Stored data
=======

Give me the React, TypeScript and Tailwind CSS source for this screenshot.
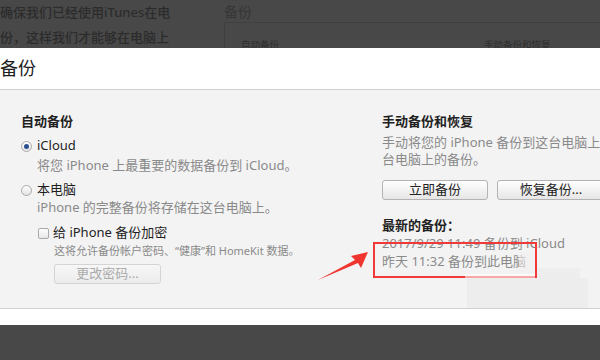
import React from "react";

const font = { fontFamily: '"Noto Sans", "Noto Sans CJK SC", sans-serif' };

function Radio({ checked }: { checked?: boolean }) {
  return (
    <span className="flex h-[11px] w-[11px] items-center justify-center rounded-full border border-[#a9a9a9] bg-gradient-to-b from-[#fdfdfd] to-[#e4e4e4]">
      {checked && <span className="h-[5px] w-[5px] rounded-full bg-[#2c4f8f]" />}
    </span>
  );
}

function Btn({ children, disabled, className = "" }: { children: React.ReactNode; disabled?: boolean; className?: string }) {
  return (
    <div
      className={
        "flex h-[20px] items-center justify-center rounded-[3px] border text-[13px] " +
        (disabled
          ? "border-[#d4d4d4] bg-gradient-to-b from-[#f7f7f7] to-[#ececec] text-[#ababab] "
          : "border-[#b3b3b3] bg-gradient-to-b from-[#ffffff] to-[#e6e6e6] text-[#222] ") +
        className
      }
    >
      {children}
    </div>
  );
}

export default function App() {
  return (
    <div className="relative h-[360px] w-[600px] overflow-hidden bg-white" style={font}>
      {/* dimmed background page */}
      <div className="flex h-[48px] overflow-hidden bg-[#484848]">
        <div className="w-[224px] text-[13px] font-medium leading-[25px] text-[#2c2c2c]">
          <div className="whitespace-nowrap">确保我们已经使用iTunes在电</div>
          <div className="whitespace-nowrap">份，这样我们才能够在电脑上</div>
        </div>
        <div className="flex-1">
          <div className="flex h-[22px] items-center text-[14px] text-[#363636]">备份</div>
          <div className="flex h-[26px] border-l border-t border-[#3f3f3f] pt-[16px] text-[9.5px] leading-[12px] text-[#2f2f2f]">
            <div className="w-[259px] pl-[16px]">自动备份</div>
            <div>手动备份和恢复</div>
          </div>
        </div>
      </div>

      {/* dialog header */}
      <div className="flex h-[42px] items-center border-b border-[#cfcfcf] bg-white text-[18px] text-[#1e1e1e]">
        备份
      </div>

      {/* panel */}
      <div className="flex h-[219px] border-b border-[#d2d2d2] bg-[#f3f3f3] pt-[23px]">
        <div className="flex w-[382px] shrink-0 flex-col pl-[21px] text-[13px]">
          <div className="flex h-[18px] items-center font-bold text-[#1f1f1f]">自动备份</div>
          <div className="mt-[6px] flex h-[18px] items-center gap-[5px] text-[#1f1f1f]">
            <Radio checked />
            <span>iCloud</span>
          </div>
          <div className="mt-[3px] flex h-[16px] items-center pl-[16px] whitespace-nowrap text-[#8a8a8a]">
            将您 iPhone 上最重要的数据备份到 iCloud。
          </div>
          <div className="mt-[7px] flex h-[18px] items-center gap-[5px] text-[#1f1f1f]">
            <Radio />
            <span>本电脑</span>
          </div>
          <div className="mt-[1px] flex h-[16px] items-center pl-[16px] whitespace-nowrap text-[#8a8a8a]">
            iPhone 的完整备份将存储在这台电脑上。
          </div>
          <div className="mt-[8px] flex h-[18px] items-center gap-[4px] pl-[17px] text-[#1f1f1f]">
            <span className="h-[11px] w-[11px] rounded-[2px] border border-[#a9a9a9] bg-gradient-to-b from-[#fdfdfd] to-[#e8e8e8]" />
            <span>给 iPhone 备份加密</span>
          </div>
          <div className="mt-[1px] flex h-[16px] items-center pl-[33px] whitespace-nowrap text-[11px] text-[#8a8a8a]">
            这将允许备份帐户密码、“健康”和 HomeKit 数据。
          </div>
          <div className="mt-[5px] pl-[33px]">
            <Btn disabled className="w-[107px]">更改密码...</Btn>
          </div>
        </div>

        <div className="flex min-w-0 flex-1 flex-col text-[13px]">
          <div className="flex h-[18px] items-center font-bold text-[#1f1f1f]">手动备份和恢复</div>
          <div className="mt-[3px] whitespace-nowrap leading-[17px] text-[#8a8a8a]">
            <div>手动将您的 iPhone 备份到这台电脑上或</div>
            <div>台电脑上的备份。</div>
          </div>
          <div className="mt-[12px] flex gap-[9px]">
            <Btn className="w-[106px] shrink-0">立即备份</Btn>
            <Btn className="w-[108px] shrink-0">恢复备份...</Btn>
          </div>
          <div className="mt-[17px] flex h-[18px] items-center font-bold text-[#1f1f1f]">最新的备份：</div>
          <div className="flex h-[18px] items-center whitespace-nowrap text-[#8a8a8a]">2017/9/29 11:49 备份到 iCloud</div>
          <div className="flex h-[18px] items-center whitespace-nowrap text-[#8a8a8a]">昨天 11:32 备份到此电脑</div>
        </div>
      </div>

      <div className="h-[16px] bg-white" />
      <div className="h-[35px] bg-[#484848]" />

      {/* annotation: red box */}
      <div className="absolute left-[373px] top-[242px] h-[36px] w-[164px] border-[2.5px] border-[#f03a3a]" />
      {/* watermark blotches */}
      <div className="absolute left-[519px] top-[253px] h-[20px] w-[16px] bg-[#f1efef]/60" />
      <div className="absolute left-[465px] top-[274px] h-[4px] w-[70px] bg-[#ffffff]/55" />
      <div className="absolute left-[537px] top-[268px] h-[10px] w-[43px] bg-[#eeeeee]" />
      <div className="absolute left-[467px] top-[278px] h-[30px] w-[121px] bg-[#ededed]" />

      {/* annotation: arrow */}
      <svg className="absolute left-0 top-0" width="600" height="360" viewBox="0 0 600 360">
        <polygon points="368,252 351,256 355,260 318,280 358,263 361,268" fill="#f0342f" />
      </svg>
    </div>
  );
}
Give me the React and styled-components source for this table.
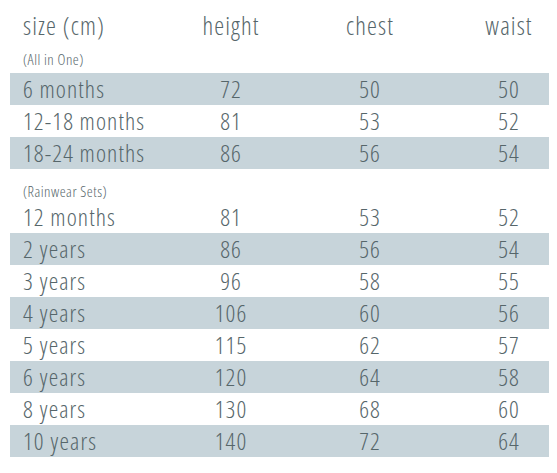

=======

To be done:
Copy the listing exactly. Any image in it stays out of the copy.

Exercise answer:
Give me the React, TypeScript and Tailwind CSS source for this screenshot.
import React from "react";

const font = { fontFamily: '"Noto Sans", "Noto Sans CJK SC", sans-serif' };

function Radio({ checked }: { checked?: boolean }) {
  return (
    <span className="flex h-[11px] w-[11px] items-center justify-center rounded-full border border-[#a9a9a9] bg-gradient-to-b from-[#fdfdfd] to-[#e4e4e4]">
      {checked && <span className="h-[5px] w-[5px] rounded-full bg-[#2c4f8f]" />}
    </span>
  );
}

function Btn({ children, disabled, className = "" }: { children: React.ReactNode; disabled?: boolean; className?: string }) {
  return (
    <div
      className={
        "flex h-[20px] items-center justify-center rounded-[3px] border text-[13px] " +
        (disabled
          ? "border-[#d4d4d4] bg-gradient-to-b from-[#f7f7f7] to-[#ececec] text-[#ababab] "
          : "border-[#b3b3b3] bg-gradient-to-b from-[#ffffff] to-[#e6e6e6] text-[#222] ") +
        className
      }
    >
      {children}
    </div>
  );
}

export default function App() {
  return (
    <div className="relative h-[360px] w-[600px] overflow-hidden bg-white" style={font}>
      {/* dimmed background page */}
      <div className="flex h-[48px] overflow-hidden bg-[#484848]">
        <div className="w-[224px] text-[13px] font-medium leading-[25px] text-[#2c2c2c]">
          <div className="whitespace-nowrap">确保我们已经使用iTunes在电</div>
          <div className="whitespace-nowrap">份，这样我们才能够在电脑上</div>
        </div>
        <div className="flex-1">
          <div className="flex h-[22px] items-center text-[14px] text-[#363636]">备份</div>
          <div className="flex h-[26px] border-l border-t border-[#3f3f3f] pt-[16px] text-[9.5px] leading-[12px] text-[#2f2f2f]">
            <div className="w-[259px] pl-[16px]">自动备份</div>
            <div>手动备份和恢复</div>
          </div>
        </div>
      </div>

      {/* dialog header */}
      <div className="flex h-[42px] items-center border-b border-[#cfcfcf] bg-white text-[18px] text-[#1e1e1e]">
        备份
      </div>

      {/* panel */}
      <div className="flex h-[219px] border-b border-[#d2d2d2] bg-[#f3f3f3] pt-[23px]">
        <div className="flex w-[382px] shrink-0 flex-col pl-[21px] text-[13px]">
          <div className="flex h-[18px] items-center font-bold text-[#1f1f1f]">自动备份</div>
          <div className="mt-[6px] flex h-[18px] items-center gap-[5px] text-[#1f1f1f]">
            <Radio checked />
            <span>iCloud</span>
          </div>
          <div className="mt-[3px] flex h-[16px] items-center pl-[16px] whitespace-nowrap text-[#8a8a8a]">
            将您 iPhone 上最重要的数据备份到 iCloud。
          </div>
          <div className="mt-[7px] flex h-[18px] items-center gap-[5px] text-[#1f1f1f]">
            <Radio />
            <span>本电脑</span>
          </div>
          <div className="mt-[1px] flex h-[16px] items-center pl-[16px] whitespace-nowrap text-[#8a8a8a]">
            iPhone 的完整备份将存储在这台电脑上。
          </div>
          <div className="mt-[8px] flex h-[18px] items-center gap-[4px] pl-[17px] text-[#1f1f1f]">
            <span className="h-[11px] w-[11px] rounded-[2px] border border-[#a9a9a9] bg-gradient-to-b from-[#fdfdfd] to-[#e8e8e8]" />
            <span>给 iPhone 备份加密</span>
          </div>
          <div className="mt-[1px] flex h-[16px] items-center pl-[33px] whitespace-nowrap text-[11px] text-[#8a8a8a]">
            这将允许备份帐户密码、“健康”和 HomeKit 数据。
          </div>
          <div className="mt-[5px] pl-[33px]">
            <Btn disabled className="w-[107px]">更改密码...</Btn>
          </div>
        </div>

        <div className="flex min-w-0 flex-1 flex-col text-[13px]">
          <div className="flex h-[18px] items-center font-bold text-[#1f1f1f]">手动备份和恢复</div>
          <div className="mt-[3px] whitespace-nowrap leading-[17px] text-[#8a8a8a]">
            <div>手动将您的 iPhone 备份到这台电脑上或</div>
            <div>台电脑上的备份。</div>
          </div>
          <div className="mt-[12px] flex gap-[9px]">
            <Btn className="w-[106px] shrink-0">立即备份</Btn>
            <Btn className="w-[108px] shrink-0">恢复备份...</Btn>
          </div>
          <div className="mt-[17px] flex h-[18px] items-center font-bold text-[#1f1f1f]">最新的备份：</div>
          <div className="flex h-[18px] items-center whitespace-nowrap text-[#8a8a8a]">2017/9/29 11:49 备份到 iCloud</div>
          <div className="flex h-[18px] items-center whitespace-nowrap text-[#8a8a8a]">昨天 11:32 备份到此电脑</div>
        </div>
      </div>

      <div className="h-[16px] bg-white" />
      <div className="h-[35px] bg-[#484848]" />

      {/* annotation: red box */}
      <div className="absolute left-[373px] top-[242px] h-[36px] w-[164px] border-[2.5px] border-[#f03a3a]" />
      {/* watermark blotches */}
      <div className="absolute left-[519px] top-[253px] h-[20px] w-[16px] bg-[#f1efef]/60" />
      <div className="absolute left-[465px] top-[274px] h-[4px] w-[70px] bg-[#ffffff]/55" />
      <div className="absolute left-[537px] top-[268px] h-[10px] w-[43px] bg-[#eeeeee]" />
      <div className="absolute left-[467px] top-[278px] h-[30px] w-[121px] bg-[#ededed]" />

      {/* annotation: arrow */}
      <svg className="absolute left-0 top-0" width="600" height="360" viewBox="0 0 600 360">
        <polygon points="368,252 351,256 355,260 318,280 358,263 361,268" fill="#f0342f" />
      </svg>
    </div>
  );
}
Give me the React and styled-components source for this table.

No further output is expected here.